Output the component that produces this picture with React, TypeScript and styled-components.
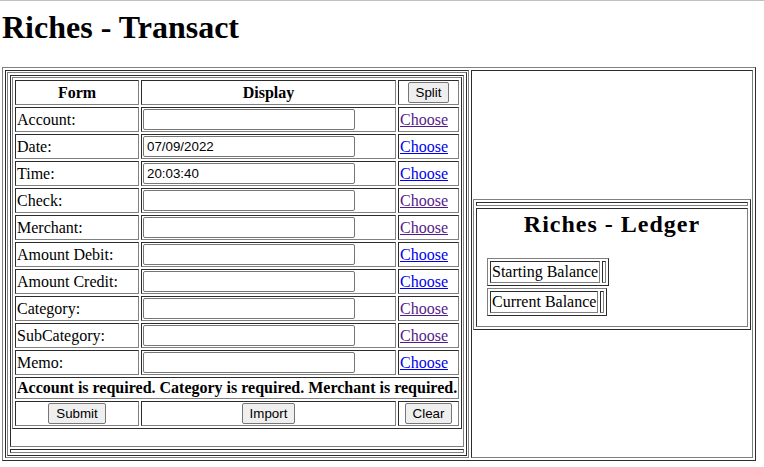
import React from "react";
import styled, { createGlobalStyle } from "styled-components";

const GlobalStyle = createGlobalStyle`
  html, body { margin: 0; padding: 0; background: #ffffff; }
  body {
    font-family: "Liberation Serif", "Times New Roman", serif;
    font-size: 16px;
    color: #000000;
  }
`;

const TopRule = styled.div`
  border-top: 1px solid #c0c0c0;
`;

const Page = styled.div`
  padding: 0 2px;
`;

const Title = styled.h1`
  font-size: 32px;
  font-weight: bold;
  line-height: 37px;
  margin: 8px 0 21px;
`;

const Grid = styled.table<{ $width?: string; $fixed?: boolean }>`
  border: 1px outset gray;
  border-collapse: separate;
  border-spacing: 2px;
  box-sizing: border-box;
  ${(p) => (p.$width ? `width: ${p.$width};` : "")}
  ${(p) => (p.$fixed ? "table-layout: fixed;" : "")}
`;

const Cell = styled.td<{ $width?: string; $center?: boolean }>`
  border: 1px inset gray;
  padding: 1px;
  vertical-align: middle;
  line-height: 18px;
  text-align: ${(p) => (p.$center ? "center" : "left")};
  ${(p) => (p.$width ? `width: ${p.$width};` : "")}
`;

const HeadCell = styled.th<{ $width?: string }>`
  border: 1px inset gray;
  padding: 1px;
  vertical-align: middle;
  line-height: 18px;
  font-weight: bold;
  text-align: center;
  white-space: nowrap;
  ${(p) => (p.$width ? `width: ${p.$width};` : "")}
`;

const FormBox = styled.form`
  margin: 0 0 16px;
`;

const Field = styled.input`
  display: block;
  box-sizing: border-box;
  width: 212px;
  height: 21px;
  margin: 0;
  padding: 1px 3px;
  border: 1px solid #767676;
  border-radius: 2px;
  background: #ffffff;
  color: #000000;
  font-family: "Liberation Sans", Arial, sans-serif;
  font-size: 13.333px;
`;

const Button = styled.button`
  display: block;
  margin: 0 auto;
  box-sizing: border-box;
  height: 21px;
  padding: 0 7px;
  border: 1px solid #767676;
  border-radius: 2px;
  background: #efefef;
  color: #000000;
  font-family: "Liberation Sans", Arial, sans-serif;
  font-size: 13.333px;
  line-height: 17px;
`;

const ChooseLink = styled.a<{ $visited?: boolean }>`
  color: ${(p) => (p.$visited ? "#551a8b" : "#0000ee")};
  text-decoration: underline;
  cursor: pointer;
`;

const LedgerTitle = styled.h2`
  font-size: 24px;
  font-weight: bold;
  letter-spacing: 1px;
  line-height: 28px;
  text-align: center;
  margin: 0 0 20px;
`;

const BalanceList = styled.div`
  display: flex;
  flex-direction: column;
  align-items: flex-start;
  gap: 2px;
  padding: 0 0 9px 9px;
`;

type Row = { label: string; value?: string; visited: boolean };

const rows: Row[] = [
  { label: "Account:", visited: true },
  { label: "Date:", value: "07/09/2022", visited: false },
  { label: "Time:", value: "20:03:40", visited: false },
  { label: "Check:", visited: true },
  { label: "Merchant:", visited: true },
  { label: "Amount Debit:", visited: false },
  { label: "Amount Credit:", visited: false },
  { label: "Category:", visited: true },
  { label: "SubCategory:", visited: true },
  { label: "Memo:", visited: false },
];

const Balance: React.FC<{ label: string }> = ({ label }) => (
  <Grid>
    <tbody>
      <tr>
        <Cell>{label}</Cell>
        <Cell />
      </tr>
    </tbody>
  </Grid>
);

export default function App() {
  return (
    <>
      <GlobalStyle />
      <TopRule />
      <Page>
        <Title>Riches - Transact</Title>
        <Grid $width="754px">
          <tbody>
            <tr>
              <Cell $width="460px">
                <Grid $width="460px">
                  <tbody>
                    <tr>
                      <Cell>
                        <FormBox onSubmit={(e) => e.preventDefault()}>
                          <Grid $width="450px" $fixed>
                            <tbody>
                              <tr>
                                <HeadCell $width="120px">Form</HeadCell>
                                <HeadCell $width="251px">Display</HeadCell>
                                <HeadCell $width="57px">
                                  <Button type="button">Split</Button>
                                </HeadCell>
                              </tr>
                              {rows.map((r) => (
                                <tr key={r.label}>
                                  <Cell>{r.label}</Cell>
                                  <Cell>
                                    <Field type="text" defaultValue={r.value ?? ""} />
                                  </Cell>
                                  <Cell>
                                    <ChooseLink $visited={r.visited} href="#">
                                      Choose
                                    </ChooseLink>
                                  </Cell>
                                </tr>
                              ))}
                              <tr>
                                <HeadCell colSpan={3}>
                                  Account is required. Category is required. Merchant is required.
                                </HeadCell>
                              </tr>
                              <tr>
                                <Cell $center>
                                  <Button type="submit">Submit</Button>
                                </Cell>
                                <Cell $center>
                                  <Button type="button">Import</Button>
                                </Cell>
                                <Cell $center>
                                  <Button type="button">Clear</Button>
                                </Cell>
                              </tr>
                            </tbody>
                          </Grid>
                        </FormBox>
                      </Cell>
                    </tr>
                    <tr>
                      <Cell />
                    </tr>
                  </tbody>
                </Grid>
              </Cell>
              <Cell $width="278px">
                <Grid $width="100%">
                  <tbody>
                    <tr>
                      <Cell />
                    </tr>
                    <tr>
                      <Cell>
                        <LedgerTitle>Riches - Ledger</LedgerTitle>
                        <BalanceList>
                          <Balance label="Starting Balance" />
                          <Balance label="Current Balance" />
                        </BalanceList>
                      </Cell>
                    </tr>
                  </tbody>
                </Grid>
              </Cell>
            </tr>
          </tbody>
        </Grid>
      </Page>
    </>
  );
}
——
Short exercise:
From the listing above, return each line with the word "React".

Task answer:
Output the component that produces this picture with React, TypeScript and styled-components.
import React from "react";
const Balance: React.FC<{ label: string }> = ({ label }) => (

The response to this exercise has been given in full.